▶ _TASK GOAL_: Type out the complete listing below word for word, without its pictures.

▶ _DATA SHOWN_:
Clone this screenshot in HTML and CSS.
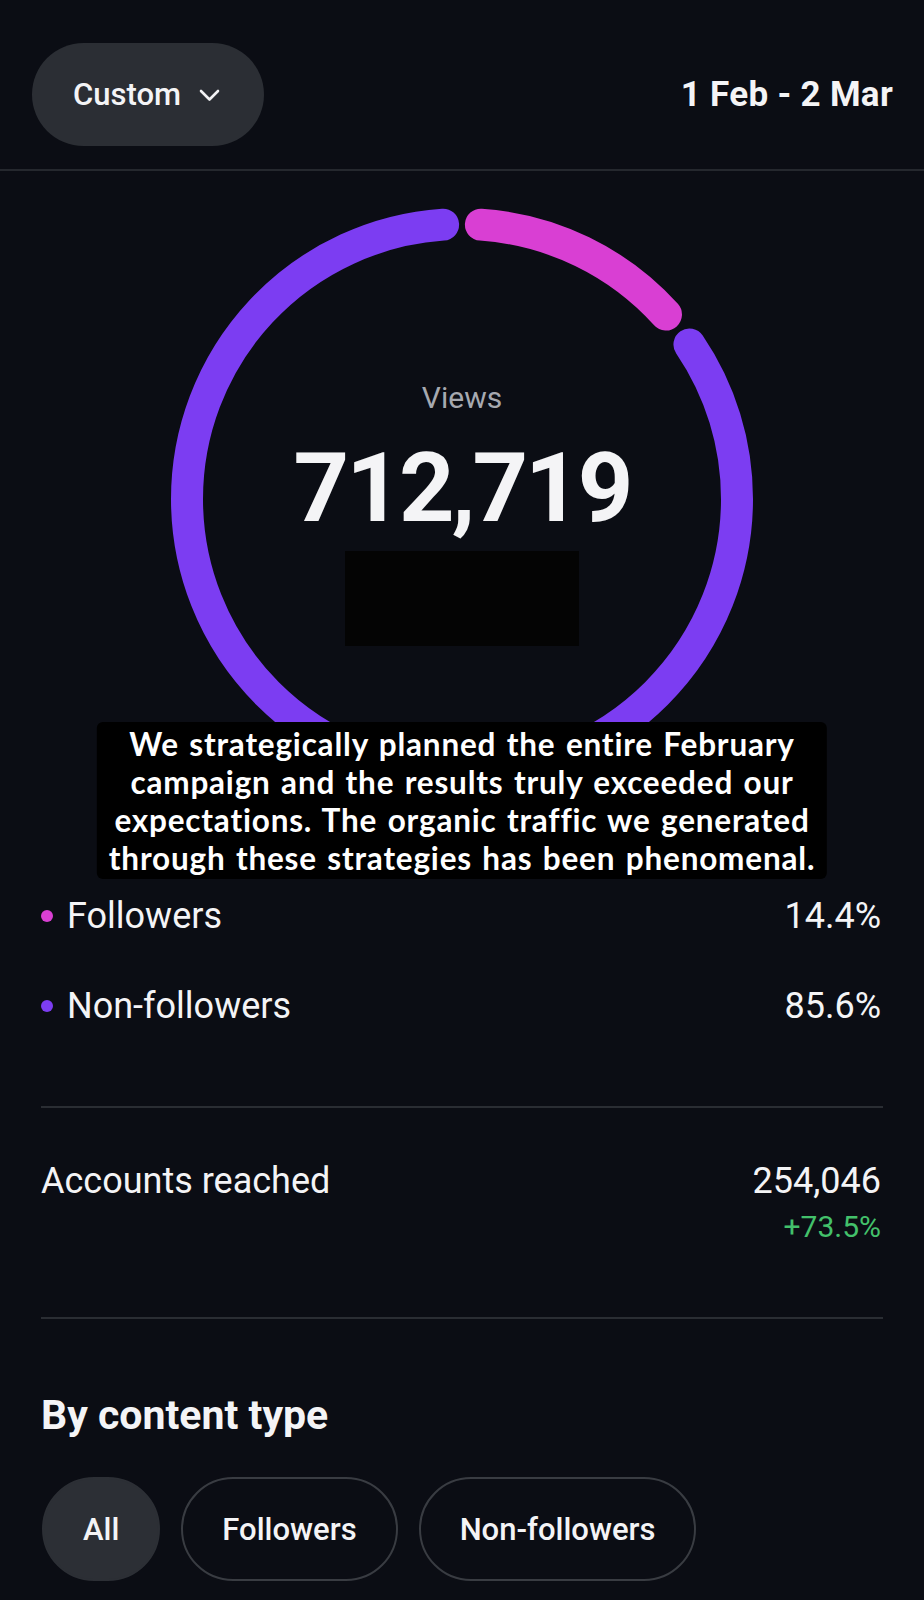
FILE: index.html
```html
<!DOCTYPE html>
<html lang="en">
<head>
    <meta charset="UTF-8">
    <meta name="viewport" content="width=device-width, initial-scale=1.0">
    <title>Views insights</title>
    <link rel="stylesheet" href="styles.css">
</head>
<body>
    <div class="page">
        <div class="top-bar">
            <button class="range-pill">
                Custom
                <svg class="chevron" width="21" height="13" viewBox="0 0 21 13">
                    <path d="M2 2 L10.5 10.5 L19 2" fill="none" stroke="#f2f2f4" stroke-width="2.6" stroke-linecap="round" stroke-linejoin="round"/>
                </svg>
            </button>
            <div class="date-range">1 Feb - 2 Mar</div>
        </div>

        <div class="chart">
            <svg class="ring" width="582" height="582" viewBox="0 0 582 582">
                <circle cx="291" cy="291" r="275" fill="none" stroke="#d93fd3" stroke-width="32" stroke-linecap="round"
                        pathLength="100" stroke-dasharray="12.2 87.8" stroke-dashoffset="-1.1" transform="rotate(-90 291 291)"/>
                <circle cx="291" cy="291" r="275" fill="none" stroke="#7c3df2" stroke-width="32" stroke-linecap="round"
                        pathLength="100" stroke-dasharray="83.4 16.6" stroke-dashoffset="-15.5" transform="rotate(-90 291 291)"/>
            </svg>
            <div class="chart-center">
                <div class="views-label">Views</div>
                <div class="views-total">712,719</div>
                <div class="redacted"></div>
            </div>
        </div>

        <div class="caption">
            We strategically planned the entire February<br>
            campaign and the results truly exceeded our<br>
            expectations. The organic traffic we generated<br>
            through these strategies has been phenomenal.
        </div>

        <div class="legend">
            <div class="legend-row">
                <span class="legend-name"><span class="dot dot-followers"></span>Followers</span>
                <span class="legend-value">14.4%</span>
            </div>
            <div class="legend-row">
                <span class="legend-name"><span class="dot dot-others"></span>Non-followers</span>
                <span class="legend-value">85.6%</span>
            </div>
        </div>

        <div class="rule"></div>

        <div class="stat-row">
            <span class="stat-name">Accounts reached</span>
            <div class="stat-values">
                <span class="stat-value">254,046</span>
                <span class="stat-change">+73.5%</span>
            </div>
        </div>

        <div class="rule rule-second"></div>

        <h2 class="section-title">By content type</h2>
        <div class="chips">
            <button class="chip chip-active">All</button>
            <button class="chip">Followers</button>
            <button class="chip">Non-followers</button>
        </div>
    </div>
</body>
</html>
```

FILE: styles.css
```css
body {
    margin: 0;
    background-color: #0b0d14;
    color: #f4f4f6;
    font-family: Roboto, 'Liberation Sans', sans-serif;
}
.page {
    position: relative;
    width: 924px;
    min-height: 1600px;
    overflow: hidden;
}
.top-bar {
    display: flex;
    justify-content: space-between;
    align-items: center;
    padding: 43px 31px 23px 32px;
    border-bottom: 2px solid #25282e;
}
.range-pill {
    display: flex;
    align-items: center;
    gap: 18px;
    height: 103px;
    padding: 0 44px 0 41px;
    border: none;
    border-radius: 52px;
    background-color: #2b2e34;
    color: #f4f4f6;
    font-family: Roboto, sans-serif;
    font-size: 31px;
    font-weight: 500;
}
.chevron {
    margin-top: 2px;
}
.date-range {
    font-size: 35px;
    font-weight: 700;
    letter-spacing: 0.3px;
}

/* donut */
.chart {
    display: grid;
    justify-content: center;
    margin-top: 37px;
}
.chart > * {
    grid-area: 1 / 1;
}
.chart-center {
    display: flex;
    flex-direction: column;
    align-items: center;
    padding-top: 172px;
}
.views-label {
    font-size: 30px;
    line-height: 36px;
    color: #a6a9b0;
}
.views-total {
    margin-top: 22px;
    font-size: 97px;
    line-height: 100px;
    font-weight: 700;
    letter-spacing: -3px;
}
.redacted {
    width: 234px;
    height: 95px;
    margin-top: 13px;
    background-color: #040404;
}

/* subtitle burned over the chart */
.caption {
    position: absolute;
    top: 722px;
    left: 50%;
    transform: translateX(-50%);
    padding: 3px 12px 2px;
    background-color: #000;
    border-radius: 6px;
    font-family: Lato, 'Open Sans', sans-serif;
    font-size: 31.5px;
    font-weight: 700;
    line-height: 38px;
    letter-spacing: 0.8px;
    word-spacing: 2px;
    text-align: center;
    white-space: nowrap;
    color: #fff;
}

.legend {
    display: flex;
    flex-direction: column;
    gap: 50px;
    padding: 0 43px 0 41px;
    margin-top: 106px;
}
.legend-row {
    display: flex;
    justify-content: space-between;
    align-items: center;
    font-size: 36px;
    line-height: 40px;
}
.legend-name {
    display: flex;
    align-items: center;
    gap: 14px;
}
.dot {
    width: 12px;
    height: 12px;
    border-radius: 50%;
}
.dot-followers {
    background-color: #d93fd3;
}
.dot-others {
    background-color: #7c3df2;
}

.rule {
    height: 2px;
    margin: 80px 41px 0 41px;
    background-color: #2a2d33;
}
.rule-second {
    margin-top: 72px;
}

.stat-row {
    display: flex;
    justify-content: space-between;
    align-items: flex-start;
    padding: 0 43px 0 41px;
    margin-top: 53px;
}
.stat-name {
    font-size: 36px;
    line-height: 40px;
}
.stat-values {
    display: flex;
    flex-direction: column;
    align-items: flex-end;
    gap: 8px;
}
.stat-value {
    font-size: 36px;
    line-height: 40px;
}
.stat-change {
    font-size: 30px;
    line-height: 36px;
    color: #43c16b;
}

.section-title {
    margin: 74px 0 0 41px;
    font-size: 41px;
    line-height: 44px;
    font-weight: 700;
}
.chips {
    display: flex;
    gap: 21px;
    padding-left: 42px;
    margin-top: 40px;
}
.chip {
    height: 104px;
    padding: 0 39px;
    border: 2px solid #393c42;
    border-radius: 52px;
    background-color: transparent;
    color: #f4f4f6;
    font-family: Roboto, sans-serif;
    font-size: 31px;
    font-weight: 500;
}
.chip-active {
    background-color: #2c2f35;
    border-color: #2c2f35;
}
```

▶ _FULL RESPONSE_:
Clone this screenshot in HTML and CSS.
FILE: index.html
```html
<!DOCTYPE html>
<html lang="en">
<head>
    <meta charset="UTF-8">
    <meta name="viewport" content="width=device-width, initial-scale=1.0">
    <title>Views insights</title>
    <link rel="stylesheet" href="styles.css">
</head>
<body>
    <div class="page">
        <div class="top-bar">
            <button class="range-pill">
                Custom
                <svg class="chevron" width="21" height="13" viewBox="0 0 21 13">
                    <path d="M2 2 L10.5 10.5 L19 2" fill="none" stroke="#f2f2f4" stroke-width="2.6" stroke-linecap="round" stroke-linejoin="round"/>
                </svg>
            </button>
            <div class="date-range">1 Feb - 2 Mar</div>
        </div>

        <div class="chart">
            <svg class="ring" width="582" height="582" viewBox="0 0 582 582">
                <circle cx="291" cy="291" r="275" fill="none" stroke="#d93fd3" stroke-width="32" stroke-linecap="round"
                        pathLength="100" stroke-dasharray="12.2 87.8" stroke-dashoffset="-1.1" transform="rotate(-90 291 291)"/>
                <circle cx="291" cy="291" r="275" fill="none" stroke="#7c3df2" stroke-width="32" stroke-linecap="round"
                        pathLength="100" stroke-dasharray="83.4 16.6" stroke-dashoffset="-15.5" transform="rotate(-90 291 291)"/>
            </svg>
            <div class="chart-center">
                <div class="views-label">Views</div>
                <div class="views-total">712,719</div>
                <div class="redacted"></div>
            </div>
        </div>

        <div class="caption">
            We strategically planned the entire February<br>
            campaign and the results truly exceeded our<br>
            expectations. The organic traffic we generated<br>
            through these strategies has been phenomenal.
        </div>

        <div class="legend">
            <div class="legend-row">
                <span class="legend-name"><span class="dot dot-followers"></span>Followers</span>
                <span class="legend-value">14.4%</span>
            </div>
            <div class="legend-row">
                <span class="legend-name"><span class="dot dot-others"></span>Non-followers</span>
                <span class="legend-value">85.6%</span>
            </div>
        </div>

        <div class="rule"></div>

        <div class="stat-row">
            <span class="stat-name">Accounts reached</span>
            <div class="stat-values">
                <span class="stat-value">254,046</span>
                <span class="stat-change">+73.5%</span>
            </div>
        </div>

        <div class="rule rule-second"></div>

        <h2 class="section-title">By content type</h2>
        <div class="chips">
            <button class="chip chip-active">All</button>
            <button class="chip">Followers</button>
            <button class="chip">Non-followers</button>
        </div>
    </div>
</body>
</html>
```

FILE: styles.css
```css
body {
    margin: 0;
    background-color: #0b0d14;
    color: #f4f4f6;
    font-family: Roboto, 'Liberation Sans', sans-serif;
}
.page {
    position: relative;
    width: 924px;
    min-height: 1600px;
    overflow: hidden;
}
.top-bar {
    display: flex;
    justify-content: space-between;
    align-items: center;
    padding: 43px 31px 23px 32px;
    border-bottom: 2px solid #25282e;
}
.range-pill {
    display: flex;
    align-items: center;
    gap: 18px;
    height: 103px;
    padding: 0 44px 0 41px;
    border: none;
    border-radius: 52px;
    background-color: #2b2e34;
    color: #f4f4f6;
    font-family: Roboto, sans-serif;
    font-size: 31px;
    font-weight: 500;
}
.chevron {
    margin-top: 2px;
}
.date-range {
    font-size: 35px;
    font-weight: 700;
    letter-spacing: 0.3px;
}

/* donut */
.chart {
    display: grid;
    justify-content: center;
    margin-top: 37px;
}
.chart > * {
    grid-area: 1 / 1;
}
.chart-center {
    display: flex;
    flex-direction: column;
    align-items: center;
    padding-top: 172px;
}
.views-label {
    font-size: 30px;
    line-height: 36px;
    color: #a6a9b0;
}
.views-total {
    margin-top: 22px;
    font-size: 97px;
    line-height: 100px;
    font-weight: 700;
    letter-spacing: -3px;
}
.redacted {
    width: 234px;
    height: 95px;
    margin-top: 13px;
    background-color: #040404;
}

/* subtitle burned over the chart */
.caption {
    position: absolute;
    top: 722px;
    left: 50%;
    transform: translateX(-50%);
    padding: 3px 12px 2px;
    background-color: #000;
    border-radius: 6px;
    font-family: Lato, 'Open Sans', sans-serif;
    font-size: 31.5px;
    font-weight: 700;
    line-height: 38px;
    letter-spacing: 0.8px;
    word-spacing: 2px;
    text-align: center;
    white-space: nowrap;
    color: #fff;
}

.legend {
    display: flex;
    flex-direction: column;
    gap: 50px;
    padding: 0 43px 0 41px;
    margin-top: 106px;
}
.legend-row {
    display: flex;
    justify-content: space-between;
    align-items: center;
    font-size: 36px;
    line-height: 40px;
}
.legend-name {
    display: flex;
    align-items: center;
    gap: 14px;
}
.dot {
    width: 12px;
    height: 12px;
    border-radius: 50%;
}
.dot-followers {
    background-color: #d93fd3;
}
.dot-others {
    background-color: #7c3df2;
}

.rule {
    height: 2px;
    margin: 80px 41px 0 41px;
    background-color: #2a2d33;
}
.rule-second {
    margin-top: 72px;
}

.stat-row {
    display: flex;
    justify-content: space-between;
    align-items: flex-start;
    padding: 0 43px 0 41px;
    margin-top: 53px;
}
.stat-name {
    font-size: 36px;
    line-height: 40px;
}
.stat-values {
    display: flex;
    flex-direction: column;
    align-items: flex-end;
    gap: 8px;
}
.stat-value {
    font-size: 36px;
    line-height: 40px;
}
.stat-change {
    font-size: 30px;
    line-height: 36px;
    color: #43c16b;
}

.section-title {
    margin: 74px 0 0 41px;
    font-size: 41px;
    line-height: 44px;
    font-weight: 700;
}
.chips {
    display: flex;
    gap: 21px;
    padding-left: 42px;
    margin-top: 40px;
}
.chip {
    height: 104px;
    padding: 0 39px;
    border: 2px solid #393c42;
    border-radius: 52px;
    background-color: transparent;
    color: #f4f4f6;
    font-family: Roboto, sans-serif;
    font-size: 31px;
    font-weight: 500;
}
.chip-active {
    background-color: #2c2f35;
    border-color: #2c2f35;
}
```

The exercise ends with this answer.